Enhancement and reduction of one-dimensional heat conduction with correlated mass disorder

Abstract: Short-range order in strongly disordered structures plays an important role in their heat conduction property. Using numerical and analytical methods, we show that short-range spatial correlation (with a correlation length of $\Lambda_{m}$) in the mass distribution of the one-dimensional (1D) alloy-like random binary lattice leads to a dramatic enhancement of the high-frequency phonon transmittance but also increases the low-frequency phonon opacity. High-frequency semi-extended states are formed while low-frequency modes become more localized. This results in ballistic heat conduction at finite lengths but also paradoxically higher thermal resistance that scale as $\sqrt{\Lambda_{m}}$ in the $L\rightarrow\infty$ limit. We identify an emergent crossover length ($L_{c}$) below which the onset of thermal transparency appears.

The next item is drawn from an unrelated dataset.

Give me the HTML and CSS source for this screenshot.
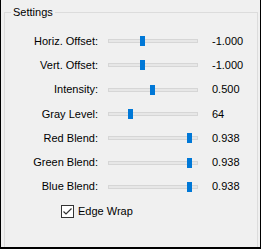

The crossover length is linearly dependent on but is two orders of magnitude larger than $\Lambda_{m}$. Our results suggest that the phonon transmittance spectrum and heat conduction in a disordered 1D lattice can be controlled via statistical clustering of the constituent component atoms into domains. They also imply that the detection of ballistic heat conduction in disordered 1D structures may be a signature of the intrinsic mass correlation at a much smaller length scale.